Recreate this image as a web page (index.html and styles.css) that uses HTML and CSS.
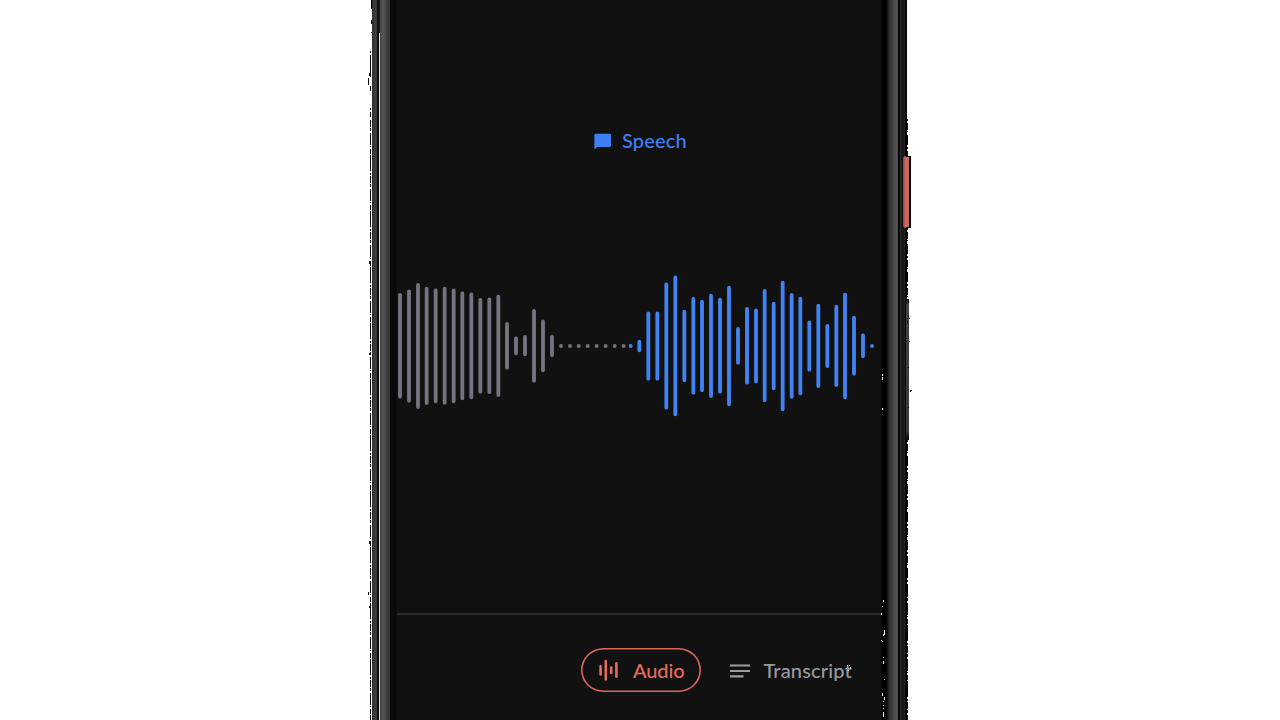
○ ○ ○ ○
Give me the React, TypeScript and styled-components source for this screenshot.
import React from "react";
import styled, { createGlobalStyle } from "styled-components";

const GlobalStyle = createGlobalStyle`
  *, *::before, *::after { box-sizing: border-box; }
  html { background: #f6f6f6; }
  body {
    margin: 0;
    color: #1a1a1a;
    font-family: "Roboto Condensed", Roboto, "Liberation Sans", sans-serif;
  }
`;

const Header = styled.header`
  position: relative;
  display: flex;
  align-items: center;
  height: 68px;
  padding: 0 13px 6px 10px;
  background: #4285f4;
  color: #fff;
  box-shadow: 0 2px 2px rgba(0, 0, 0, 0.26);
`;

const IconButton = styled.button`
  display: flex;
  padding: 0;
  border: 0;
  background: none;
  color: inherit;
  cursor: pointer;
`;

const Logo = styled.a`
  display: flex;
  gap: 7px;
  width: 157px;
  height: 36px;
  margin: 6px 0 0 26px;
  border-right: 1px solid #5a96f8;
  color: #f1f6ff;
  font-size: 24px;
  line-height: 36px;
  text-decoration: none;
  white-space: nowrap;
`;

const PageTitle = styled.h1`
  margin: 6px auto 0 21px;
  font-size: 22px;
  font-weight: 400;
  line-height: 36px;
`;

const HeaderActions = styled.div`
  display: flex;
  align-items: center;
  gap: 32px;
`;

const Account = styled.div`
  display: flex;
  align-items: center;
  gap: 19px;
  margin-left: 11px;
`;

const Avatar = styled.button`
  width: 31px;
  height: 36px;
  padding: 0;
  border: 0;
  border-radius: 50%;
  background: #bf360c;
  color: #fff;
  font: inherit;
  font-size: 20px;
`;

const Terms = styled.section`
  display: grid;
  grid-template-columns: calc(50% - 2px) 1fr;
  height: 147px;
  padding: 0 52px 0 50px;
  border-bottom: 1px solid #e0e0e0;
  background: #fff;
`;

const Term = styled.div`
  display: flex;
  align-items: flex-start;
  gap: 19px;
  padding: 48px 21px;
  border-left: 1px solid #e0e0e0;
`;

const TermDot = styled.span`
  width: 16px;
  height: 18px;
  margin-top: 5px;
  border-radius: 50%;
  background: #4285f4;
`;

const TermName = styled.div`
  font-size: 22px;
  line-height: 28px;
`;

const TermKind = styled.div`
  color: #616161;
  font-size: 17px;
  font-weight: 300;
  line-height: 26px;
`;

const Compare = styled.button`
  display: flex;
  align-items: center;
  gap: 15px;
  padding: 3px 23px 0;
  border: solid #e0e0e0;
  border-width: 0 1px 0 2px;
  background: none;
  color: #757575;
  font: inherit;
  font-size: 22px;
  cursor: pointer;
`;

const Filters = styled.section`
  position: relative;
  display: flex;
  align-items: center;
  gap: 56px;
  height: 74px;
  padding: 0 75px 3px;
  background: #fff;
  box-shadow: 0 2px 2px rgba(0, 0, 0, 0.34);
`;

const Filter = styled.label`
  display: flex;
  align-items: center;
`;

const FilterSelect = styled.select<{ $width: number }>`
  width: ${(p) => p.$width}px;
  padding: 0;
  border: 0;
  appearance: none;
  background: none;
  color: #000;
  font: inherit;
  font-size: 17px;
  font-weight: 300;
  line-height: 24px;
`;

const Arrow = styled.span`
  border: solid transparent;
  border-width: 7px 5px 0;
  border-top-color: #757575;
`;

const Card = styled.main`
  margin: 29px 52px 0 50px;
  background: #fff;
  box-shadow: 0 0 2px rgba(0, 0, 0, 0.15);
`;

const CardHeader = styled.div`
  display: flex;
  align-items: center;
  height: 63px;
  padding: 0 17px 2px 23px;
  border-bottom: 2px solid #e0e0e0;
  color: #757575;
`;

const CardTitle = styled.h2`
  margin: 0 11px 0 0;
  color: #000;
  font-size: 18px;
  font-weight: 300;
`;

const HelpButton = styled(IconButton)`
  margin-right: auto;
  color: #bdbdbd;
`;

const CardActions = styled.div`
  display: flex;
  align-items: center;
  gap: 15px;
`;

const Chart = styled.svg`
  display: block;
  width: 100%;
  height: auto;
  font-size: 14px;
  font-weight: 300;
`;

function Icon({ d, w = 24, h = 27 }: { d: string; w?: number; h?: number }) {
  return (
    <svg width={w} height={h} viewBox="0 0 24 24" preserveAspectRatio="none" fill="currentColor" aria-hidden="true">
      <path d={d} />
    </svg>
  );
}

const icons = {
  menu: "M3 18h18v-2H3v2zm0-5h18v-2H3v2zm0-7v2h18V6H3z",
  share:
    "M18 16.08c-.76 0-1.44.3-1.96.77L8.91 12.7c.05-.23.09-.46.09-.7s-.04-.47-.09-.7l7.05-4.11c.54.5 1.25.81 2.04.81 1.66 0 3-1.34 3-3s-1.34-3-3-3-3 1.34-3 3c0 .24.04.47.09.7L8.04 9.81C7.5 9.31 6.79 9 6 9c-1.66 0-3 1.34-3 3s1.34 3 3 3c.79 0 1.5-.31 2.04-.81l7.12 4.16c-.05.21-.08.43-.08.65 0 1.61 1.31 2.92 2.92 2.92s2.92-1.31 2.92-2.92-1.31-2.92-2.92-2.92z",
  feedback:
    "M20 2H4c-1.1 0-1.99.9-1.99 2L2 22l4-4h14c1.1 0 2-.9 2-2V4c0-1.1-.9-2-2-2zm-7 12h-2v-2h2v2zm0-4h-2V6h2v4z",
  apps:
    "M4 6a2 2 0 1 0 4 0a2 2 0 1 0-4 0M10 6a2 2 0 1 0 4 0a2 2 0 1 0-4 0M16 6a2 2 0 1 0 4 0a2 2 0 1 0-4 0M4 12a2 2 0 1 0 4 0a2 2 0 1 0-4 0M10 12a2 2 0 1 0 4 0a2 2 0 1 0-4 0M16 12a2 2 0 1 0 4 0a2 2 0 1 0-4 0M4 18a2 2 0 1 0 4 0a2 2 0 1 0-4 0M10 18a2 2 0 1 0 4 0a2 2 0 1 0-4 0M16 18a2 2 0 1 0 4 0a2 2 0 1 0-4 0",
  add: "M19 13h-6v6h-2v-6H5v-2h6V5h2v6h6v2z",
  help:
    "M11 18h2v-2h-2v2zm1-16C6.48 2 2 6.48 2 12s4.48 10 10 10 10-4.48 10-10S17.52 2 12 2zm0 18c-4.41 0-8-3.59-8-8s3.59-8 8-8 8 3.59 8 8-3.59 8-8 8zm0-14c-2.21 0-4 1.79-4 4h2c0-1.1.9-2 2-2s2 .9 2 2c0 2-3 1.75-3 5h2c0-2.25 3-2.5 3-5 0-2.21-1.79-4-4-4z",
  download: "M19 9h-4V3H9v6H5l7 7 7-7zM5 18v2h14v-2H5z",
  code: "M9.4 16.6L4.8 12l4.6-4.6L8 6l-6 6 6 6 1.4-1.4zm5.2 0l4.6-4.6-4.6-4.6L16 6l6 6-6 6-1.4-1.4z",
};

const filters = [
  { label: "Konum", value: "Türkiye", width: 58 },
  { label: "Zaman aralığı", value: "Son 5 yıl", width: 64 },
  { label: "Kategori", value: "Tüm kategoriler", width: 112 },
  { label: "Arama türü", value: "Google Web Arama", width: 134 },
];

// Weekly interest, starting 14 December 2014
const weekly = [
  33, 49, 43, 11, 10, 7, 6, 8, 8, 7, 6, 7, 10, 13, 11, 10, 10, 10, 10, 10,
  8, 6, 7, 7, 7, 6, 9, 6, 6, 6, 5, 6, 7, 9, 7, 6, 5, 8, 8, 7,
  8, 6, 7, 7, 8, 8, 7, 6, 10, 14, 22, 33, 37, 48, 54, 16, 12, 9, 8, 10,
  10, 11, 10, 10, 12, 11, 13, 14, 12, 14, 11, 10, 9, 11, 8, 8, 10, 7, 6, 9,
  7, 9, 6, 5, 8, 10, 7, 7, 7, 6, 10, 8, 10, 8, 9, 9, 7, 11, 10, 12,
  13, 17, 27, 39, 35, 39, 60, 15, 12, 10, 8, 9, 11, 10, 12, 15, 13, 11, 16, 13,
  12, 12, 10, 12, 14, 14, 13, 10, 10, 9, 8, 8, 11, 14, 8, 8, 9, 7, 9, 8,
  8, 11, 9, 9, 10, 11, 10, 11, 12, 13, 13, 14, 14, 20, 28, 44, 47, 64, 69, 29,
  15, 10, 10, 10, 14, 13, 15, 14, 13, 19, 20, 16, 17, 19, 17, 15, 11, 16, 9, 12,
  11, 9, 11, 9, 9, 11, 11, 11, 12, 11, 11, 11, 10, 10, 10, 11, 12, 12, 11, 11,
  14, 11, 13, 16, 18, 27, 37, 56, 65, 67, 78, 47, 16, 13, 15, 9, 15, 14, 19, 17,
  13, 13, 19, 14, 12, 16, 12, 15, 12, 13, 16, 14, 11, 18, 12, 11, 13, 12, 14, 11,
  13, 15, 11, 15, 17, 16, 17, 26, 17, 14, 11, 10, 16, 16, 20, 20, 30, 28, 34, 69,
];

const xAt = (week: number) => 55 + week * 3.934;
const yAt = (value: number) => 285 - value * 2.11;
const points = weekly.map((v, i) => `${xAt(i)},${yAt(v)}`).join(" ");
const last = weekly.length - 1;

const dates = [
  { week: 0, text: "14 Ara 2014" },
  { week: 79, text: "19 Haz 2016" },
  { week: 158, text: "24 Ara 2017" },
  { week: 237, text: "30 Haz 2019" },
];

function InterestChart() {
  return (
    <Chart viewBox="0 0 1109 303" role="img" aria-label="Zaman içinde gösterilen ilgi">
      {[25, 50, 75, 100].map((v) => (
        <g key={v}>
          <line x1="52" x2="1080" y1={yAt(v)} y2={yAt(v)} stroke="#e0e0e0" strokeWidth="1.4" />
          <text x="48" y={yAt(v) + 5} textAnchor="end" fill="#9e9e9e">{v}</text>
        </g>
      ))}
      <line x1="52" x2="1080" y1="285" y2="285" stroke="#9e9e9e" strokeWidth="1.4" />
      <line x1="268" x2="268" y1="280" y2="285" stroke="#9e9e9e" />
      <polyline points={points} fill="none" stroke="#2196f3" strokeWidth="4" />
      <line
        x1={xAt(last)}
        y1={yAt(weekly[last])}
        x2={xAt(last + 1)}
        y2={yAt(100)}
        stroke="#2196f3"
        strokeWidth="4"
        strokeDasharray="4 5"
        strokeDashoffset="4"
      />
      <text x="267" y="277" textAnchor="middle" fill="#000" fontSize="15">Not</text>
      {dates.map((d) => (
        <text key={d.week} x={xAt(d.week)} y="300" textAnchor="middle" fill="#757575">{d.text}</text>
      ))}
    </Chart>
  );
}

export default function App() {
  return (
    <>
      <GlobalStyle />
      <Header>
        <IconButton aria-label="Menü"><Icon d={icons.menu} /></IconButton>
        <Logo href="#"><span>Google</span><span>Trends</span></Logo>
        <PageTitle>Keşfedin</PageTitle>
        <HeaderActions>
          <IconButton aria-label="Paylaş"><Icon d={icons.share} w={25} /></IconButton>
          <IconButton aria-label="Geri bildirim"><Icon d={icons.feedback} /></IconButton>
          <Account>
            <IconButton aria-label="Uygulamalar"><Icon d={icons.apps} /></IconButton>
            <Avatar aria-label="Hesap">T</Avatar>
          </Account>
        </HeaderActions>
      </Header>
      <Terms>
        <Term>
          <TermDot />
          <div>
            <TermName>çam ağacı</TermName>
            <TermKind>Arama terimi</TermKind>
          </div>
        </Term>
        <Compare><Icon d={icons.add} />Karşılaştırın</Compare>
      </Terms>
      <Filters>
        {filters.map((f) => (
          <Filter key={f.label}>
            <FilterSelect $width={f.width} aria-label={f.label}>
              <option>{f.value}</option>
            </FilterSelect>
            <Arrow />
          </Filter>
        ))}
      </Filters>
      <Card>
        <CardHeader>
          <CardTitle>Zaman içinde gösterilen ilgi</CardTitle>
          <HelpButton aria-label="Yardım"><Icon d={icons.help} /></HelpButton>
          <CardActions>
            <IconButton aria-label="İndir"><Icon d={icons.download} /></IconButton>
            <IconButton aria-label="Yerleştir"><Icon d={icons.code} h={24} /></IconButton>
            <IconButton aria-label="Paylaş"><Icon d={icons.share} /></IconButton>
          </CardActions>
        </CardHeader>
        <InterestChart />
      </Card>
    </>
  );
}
○ ○ ○ ○
STATED PROBLEM
In the entries above, find each line with the string "this" and copy it.

THE RESULT
Recreate this image as a web page (index.html and styles.css) that uses HTML and CSS.
Give me the React, TypeScript and styled-components source for this screenshot.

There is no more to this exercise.